Being a widow at 50 was not something international music superstar Celine Dion ever planned for.

While she continues to grieve the death of her husband and manager — “the greatest man in this world,” she tells The Sun — something unexpected and inspiring has happened to the My Heart Will Go On singer.

She has found, as she puts it, “the wind beneath my wings” to become an unlikely fashion icon and fearless businesswoman, willing to take risks she never would have when her husband was in charge.

“It’s all new. It’s like I’m having a second wind — 50 has been great for me.”

Just don’t suggest a toyboy lover has trampled all over the memory of Rene Angelil — who discovered Dion when she was 12 years old, became the only man she ever kissed and then left her devastated three years ago when he died of cancer, aged 73.

For the last two years Dion has been accompanied almost everywhere by dancer Pepe Munoz, with many hints of a new romance.

Dion has finally addressed rumours of a romance.

“The press said, ‘Oh my God, Rene just passed and now there’s another man’.

“Yeah, there’s another man in my life but not THE man in my life.”

Dion is concerned the attention is “difficult” for Munoz, 34.

“It was probably overwhelming for him at the beginning when we started working together because we were dancing together,” Dion recalls in the interview.

“We bonded right away as friends, we had a good time.
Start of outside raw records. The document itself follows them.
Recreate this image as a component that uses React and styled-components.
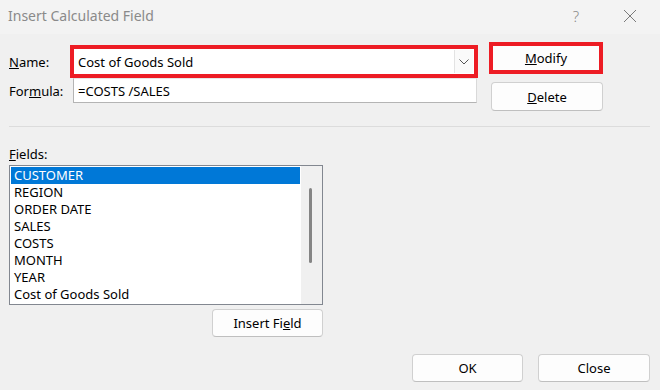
import React from 'react'
import styled, { createGlobalStyle } from 'styled-components'

const GlobalStyle = createGlobalStyle`
  html, body {
    margin: 0;
    padding: 0;
    background: #f0f0f0;
  }
  body {
    font-family: "Segoe UI", "Noto Sans", "Open Sans", sans-serif;
    font-size: 13px;
    color: #000;
  }
`

const fields = ['CUSTOMER', 'REGION', 'ORDER DATE', 'SALES', 'COSTS', 'MONTH', 'YEAR', 'Cost of Goods Sold']

function App() {
  return (
    <>
      <GlobalStyle />
      <Dialog>
        <TitleBar>
          <Title>Insert Calculated Field</Title>
          <TitleIcons>
            <Help>?</Help>
            <svg width="14" height="14" viewBox="0 0 14 14">
              <path d="M1 1 L13 13 M13 1 L1 13" stroke="#7a7a7a" strokeWidth="1" fill="none" />
            </svg>
          </TitleIcons>
        </TitleBar>

        <Body>
          <Top>
            <Form>
              <Label><u>N</u>ame:</Label>
              <Combo>
                <ComboText>Cost of Goods Sold</ComboText>
                <DropBtn>
                  <svg width="10" height="6" viewBox="0 0 10 6">
                    <path d="M0.5 0.5 L5 5 L9.5 0.5" stroke="#555" strokeWidth="1" fill="none" />
                  </svg>
                </DropBtn>
              </Combo>
              <Label>For<u>m</u>ula:</Label>
              <Input>=COSTS /SALES</Input>
            </Form>
            <Side>
              <Highlight>
                <Button $w={106} $h={24} $flat><u>M</u>odify</Button>
              </Highlight>
              <Button $w={112} $h={29} $mt={8} $ml={2}><u>D</u>elete</Button>
            </Side>
          </Top>

          <Separator />

          <Label $block>
            <u>F</u>ields:
          </Label>
          <ListBox>
            <Items>
              {fields.map((f, i) => (
                <Item key={f} $selected={i === 0}>{f}</Item>
              ))}
            </Items>
            <Track>
              <Thumb />
            </Track>
          </ListBox>
          <InsertRow>
            <Button $w={111} $h={28}>Insert Fi<u>e</u>ld</Button>
          </InsertRow>

          <Footer>
            <Button $w={111} $h={28}>OK</Button>
            <Button $w={112} $h={28}>Close</Button>
          </Footer>
        </Body>
      </Dialog>
    </>
  )
}

const Dialog = styled.div`
  width: 660px;
  height: 390px;
  background: #f0f0f0;
  overflow: hidden;
  display: flex;
  flex-direction: column;
`

const TitleBar = styled.div`
  height: 34px;
  background: #f3f3f3;
  display: flex;
  align-items: center;
  justify-content: space-between;
  padding: 0 23px 0 8px;
  flex-shrink: 0;
`

const Title = styled.span`
  color: #8a8a8a;
  font-size: 14px;
  margin-top: -3px;
`

const TitleIcons = styled.div`
  display: flex;
  align-items: center;
  gap: 44px;
  margin-top: -3px;
`

const Help = styled.span`
  color: #8a8a8a;
  font-size: 15px;
  font-weight: 300;
`

const Body = styled.div`
  padding: 0 10px 0 9px;
  display: flex;
  flex-direction: column;
`

const Top = styled.div`
  display: flex;
  align-items: flex-start;
  padding-top: 8px;
  gap: 11px;
`

const Form = styled.div`
  display: grid;
  grid-template-columns: 61px 408px;
  align-items: center;
  margin-top: 3px;
`

const Label = styled.span`
  font-size: 13px;
  color: #000;
  ${p => p.$block && `
    display: block;
    margin-top: 18px;
    height: 20px;
    line-height: 18px;
  `}
`

const Combo = styled.div`
  box-sizing: border-box;
  height: 33px;
  border: 4px solid #ed1c24;
  background: #fff;
  display: flex;
  align-items: center;
  justify-content: space-between;
`

const ComboText = styled.span`
  padding-left: 4px;
  font-size: 13px;
`

const DropBtn = styled.div`
  width: 18px;
  height: 23px;
  margin-right: 1px;
  border-left: 1px solid #e3e3e3;
  background: #fafafa;
  display: flex;
  align-items: center;
  justify-content: center;
`

const Input = styled.div`
  box-sizing: border-box;
  height: 25px;
  margin-left: 3px;
  width: 404px;
  background: #fff;
  border: 1px solid #b4b4b4;
  border-top-color: #e6e6e6;
  border-right-color: #d9d9d9;
  padding: 0 4px;
  display: flex;
  align-items: center;
  font-size: 13px;
`

const Side = styled.div`
  display: flex;
  flex-direction: column;
`

const Highlight = styled.div`
  box-sizing: border-box;
  width: 114px;
  height: 32px;
  border: 4px solid #ed1c24;
  display: flex;
`

const Button = styled.div`
  box-sizing: border-box;
  width: ${p => p.$w}px;
  height: ${p => p.$h}px;
  margin-top: ${p => p.$mt || 0}px;
  margin-left: ${p => p.$ml || 0}px;
  background: #fdfdfd;
  border: ${p => (p.$flat ? 'none' : '1px solid #d0d0d0')};
  border-bottom-color: #bfbfbf;
  border-radius: ${p => (p.$flat ? 0 : 4)}px;
  display: flex;
  align-items: center;
  justify-content: center;
  font-size: 13px;
  color: #000;
  flex-shrink: 0;
`

const Separator = styled.div`
  height: 1px;
  background: #dcdcdc;
  margin-top: 15px;
`

const ListBox = styled.div`
  box-sizing: border-box;
  width: 314px;
  height: 140px;
  border: 1px solid #828790;
  display: flex;
  background: #fff;
`

const Items = styled.div`
  width: 291px;
  padding: 1px;
  box-sizing: border-box;
`

const Item = styled.div`
  height: 17px;
  line-height: 17px;
  padding-left: 3px;
  font-size: 13px;
  background: ${p => (p.$selected ? '#0078d7' : 'transparent')};
  color: ${p => (p.$selected ? '#fff' : '#000')};
`

const Track = styled.div`
  flex: 1;
  background: #f0f0f0;
  display: flex;
  justify-content: center;
  padding-top: 22px;
  padding-right: 2px;
`

const Thumb = styled.div`
  width: 3px;
  height: 75px;
  border-radius: 2px;
  background: #858585;
`

const InsertRow = styled.div`
  width: 314px;
  display: flex;
  justify-content: flex-end;
  margin-top: 4px;
`

const Footer = styled.div`
  display: flex;
  justify-content: flex-end;
  gap: 15px;
  margin-top: 17px;
`

export default App
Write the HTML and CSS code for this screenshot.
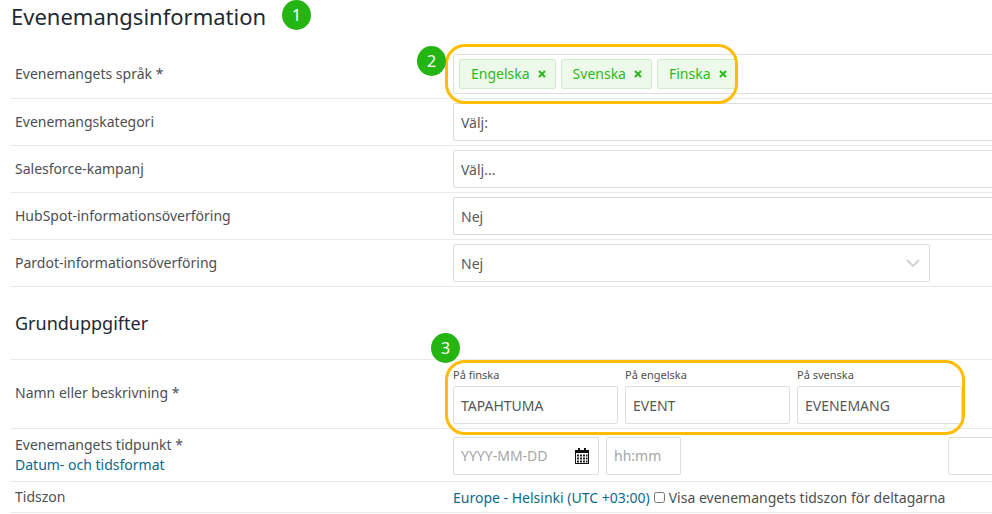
FILE: index.html
```html
<!DOCTYPE html>
<html lang="sv">
<head>
<meta charset="utf-8">
<title>Evenemangsinformation</title>
<link rel="stylesheet" href="styles.css">
</head>
<body>
<main class="page">
  <h1 class="title">Evenemangsinformation</h1>

  <section class="rows">
    <div class="row row-tags">
      <div class="label">Evenemangets språk *</div>
      <div class="field box tags">
        <span class="tag">Engelska <svg class="tag-x" viewBox="0 0 8 8"><path d="M1 1l6 6M7 1L1 7"/></svg></span>
        <span class="tag">Svenska <svg class="tag-x" viewBox="0 0 8 8"><path d="M1 1l6 6M7 1L1 7"/></svg></span>
        <span class="tag">Finska <svg class="tag-x" viewBox="0 0 8 8"><path d="M1 1l6 6M7 1L1 7"/></svg></span>
      </div>
    </div>
    <div class="row">
      <div class="label">Evenemangskategori</div>
      <div class="field box">Välj:</div>
    </div>
    <div class="row">
      <div class="label">Salesforce-kampanj</div>
      <div class="field box">Välj...</div>
    </div>
    <div class="row">
      <div class="label">HubSpot-informationsöverföring</div>
      <div class="field box">Nej</div>
    </div>
    <div class="row">
      <div class="label">Pardot-informationsöverföring</div>
      <div class="field box select">Nej
        <svg class="chevron" viewBox="0 0 14 8"><path d="M1 1l6 6 6-6"/></svg>
      </div>
    </div>
  </section>

  <h2 class="subtitle">Grunduppgifter</h2>

  <section class="rows rows-top">
    <div class="row row-names">
      <div class="label label-names">Namn eller beskrivning *</div>
      <div class="names">
        <div class="name"><div class="small">På finska</div><div class="box">TAPAHTUMA</div></div>
        <div class="name"><div class="small">På engelska</div><div class="box">EVENT</div></div>
        <div class="name"><div class="small">På svenska</div><div class="box">EVENEMANG</div></div>
      </div>
    </div>
    <div class="row row-time">
      <div class="label label-time">Evenemangets tidpunkt *<a class="link link-block">Datum- och tidsformat</a></div>
      <div class="times">
        <div class="box date placeholder">YYYY-MM-DD
          <svg class="calendar" viewBox="0 0 14 16">
            <path d="M0 2h14v14H0z" fill="#111"/>
            <path d="M3 0h2v3H3zM9 0h2v3H9z" fill="#111"/>
            <path d="M1 5h12v10H1z" fill="#fff"/>
            <path d="M2 6.500h2v2H2zM5 6.500h2v2H5zM8 6.500h2v2H8zM11 6.500h1.500v2H11zM2 9.500h2v2H2zM5 9.500h2v2H5zM8 9.500h2v2H8zM11 9.500h1.500v2H11zM2 12.500h2v2H2zM5 12.500h2v2H5zM8 12.500h2v2H8zM11 12.500h1.500v2H11z" fill="#222"/>
          </svg>
        </div>
        <div class="box time placeholder">hh:mm</div>
        <div class="box extra"></div>
      </div>
    </div>
    <div class="row row-zone">
      <div class="label">Tidszon</div>
      <div class="zone">
        <a class="link">Europe - Helsinki (UTC +03:00)</a>
        <input class="check" type="checkbox">
        <span>Visa evenemangets tidszon för deltagarna</span>
      </div>
    </div>
  </section>
</main>

<div class="frame frame-tags"></div>
<div class="frame frame-names"></div>
<div class="badge badge-1">1</div>
<div class="badge badge-2">2</div>
<div class="badge badge-3">3</div>
</body>
</html>
```

FILE: styles.css
```css
html, body {
  margin: 0;
  padding: 0;
  height: 514px;
  overflow: hidden;
  background: #fff;
}

body {
  position: relative;
  font-family: "Noto Sans", sans-serif;
  font-size: 14px;
  color: #4d4f52;
}

.page {
  padding-left: 11px;
  width: 991px;
}

.title {
  margin: 0;
  height: 49px;
  padding-top: 1px;
  box-sizing: border-box;
  font-size: 22px;
  line-height: 30px;
  font-weight: 400;
  color: #1e2a33;
}

.subtitle {
  margin: 0;
  height: 72px;
  padding: 22px 0 0 4px;
  box-sizing: border-box;
  font-size: 18px;
  line-height: 28px;
  font-weight: 400;
  color: #1e2a33;
}

.rows-top {
  border-top: 1px solid #e9e9e9;
}

.row {
  display: flex;
  align-items: center;
  box-sizing: border-box;
  height: 47px;
  padding-left: 4px;
  border-bottom: 1px solid #e9e9e9;
}

.row-tags { height: 50px; }
.row-names { height: 69px; }
.row-time { height: 53px; }
.row-zone { height: 31px; }

.label {
  flex: 0 0 438px;
  line-height: 20px;
}

.label-names { margin-top: -2px; }
.label-time { margin-top: -1px; }

.link {
  color: #0b6a8e;
}

.link-block {
  display: block;
}

.box {
  box-sizing: border-box;
  height: 38px;
  padding: 0 7px;
  display: flex;
  align-items: center;
  background: #fff;
  border: 1px solid #dedede;
  border-radius: 2px;
  color: #55585c;
}

.field {
  flex: 1;
  margin-right: -6px;
}

.select {
  flex: 0 0 477px;
  margin-right: 0;
  justify-content: space-between;
}

.chevron {
  width: 14px;
  height: 8px;
  margin-right: 2px;
  fill: none;
  stroke: #d2d2d2;
  stroke-width: 2;
}

.tags {
  height: 40px;
  gap: 5px;
  padding: 0 5px;
}

.tag {
  display: flex;
  align-items: center;
  gap: 8px;
  box-sizing: border-box;
  height: 30px;
  padding: 0 9px 0 11px;
  background: #edf9ea;
  border: 1px solid #cdeec8;
  border-radius: 2px;
  color: #2fb81e;
}

.tag-x {
  width: 8px;
  height: 8px;
  fill: none;
  stroke: #2fb81e;
  stroke-width: 2;
}

.names {
  display: flex;
  gap: 7px;
  margin-top: 4px;
}

.name {
  width: 165px;
}

.small {
  font-size: 11px;
  line-height: 14px;
  margin-bottom: 4px;
}

.times {
  display: flex;
  flex: 1;
  gap: 7px;
  margin-top: 1px;
}

.date {
  width: 146px;
  justify-content: space-between;
}

.time {
  width: 75px;
}

.extra {
  margin-left: auto;
  width: 60px;
  margin-right: -6px;
}

.placeholder {
  color: #a6a6a6;
}

.calendar {
  width: 14px;
  height: 16px;
  margin-right: 2px;
}

.zone {
  display: flex;
  align-items: center;
  white-space: nowrap;
}

.check {
  width: 11px;
  height: 11px;
  margin: 1px 4px 0 4px;
}

.frame {
  position: absolute;
  box-sizing: border-box;
  border: 3px solid #ffbc00;
  border-radius: 20px;
}

.frame-tags {
  left: 445px;
  top: 44px;
  width: 293px;
  height: 60px;
}

.frame-names {
  left: 445px;
  top: 360px;
  width: 520px;
  height: 75px;
}

.badge {
  position: absolute;
  width: 29px;
  height: 30px;
  border-radius: 50%;
  background: #25b513;
  color: #fff;
  font-size: 16px;
  line-height: 30px;
  text-align: center;
}

.badge-1 { left: 282px; top: 0; }
.badge-2 { left: 417px; top: 46px; }
.badge-3 { left: 431px; top: 333px; }
```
It evolved.

“But when people started to take pictures and it was like, ‘Who’s that guy? Rene?’” With the slightest hint of anger in her voice, she adds: “Let’s not mix everything.”

She takes Munoz with her all the time, she counters, because he helps to style and train her so she is in the best shape. She adds: “We’re friends, we’re best friends. Of course we hug and hold hands and go out, so people see that. I mean, he’s a gentleman. He’s giving me his hand to go out.”
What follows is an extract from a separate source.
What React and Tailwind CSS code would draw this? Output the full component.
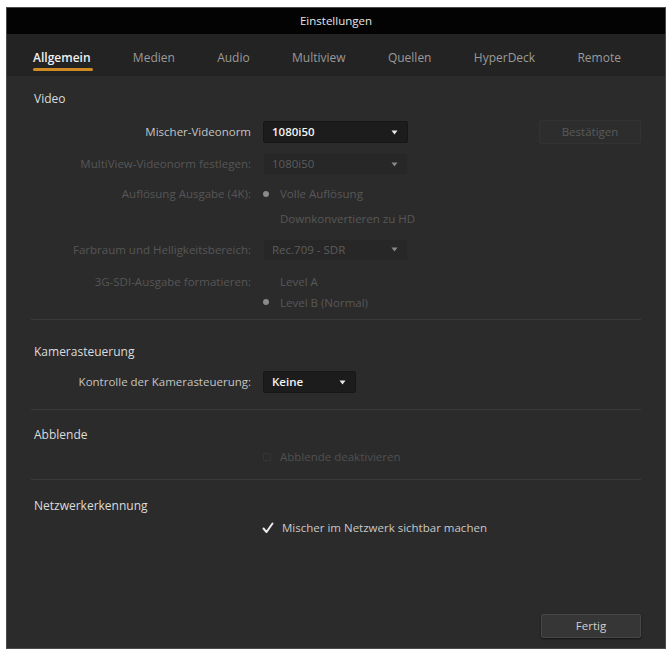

However, she says she is not angry at the romance rumours.

“I don’t mind because he’s handsome and he’s my best friend.”

Asked if she is still single, Dion replies “I am”.

“By the way, when I say, ‘I am single,’ please, leave me alone. Thanks.”

Dion says she sees her dead husband “every day through the eyes of my children.”

“He gave me so much strength through all these years. And so much for me to explore, for me now to spread my wings,” she said. “The maturity that comes with age and time.”

It is now up to Dion to make the tough decisions — for her career and, most importantly, her children.

“I feel that now I have a voice, which is kinda weird as that’s what I’ve been doing all my life — using my voice, but in singing and performing.

“But I use my voice as well for things that I choose I want to do and things that I say to my team I don’t want to do. I feel that I am grown up enough to say, ‘I think I would rather do this than that’.

“I’m not playing 50. I’m not playing that, ‘I’m the boss now’. I don’t want to do that. I don’t necessarily want to be the boss.

“I just want to be the best of me and be surrounded — like my husband always surrounded me with — the best people.”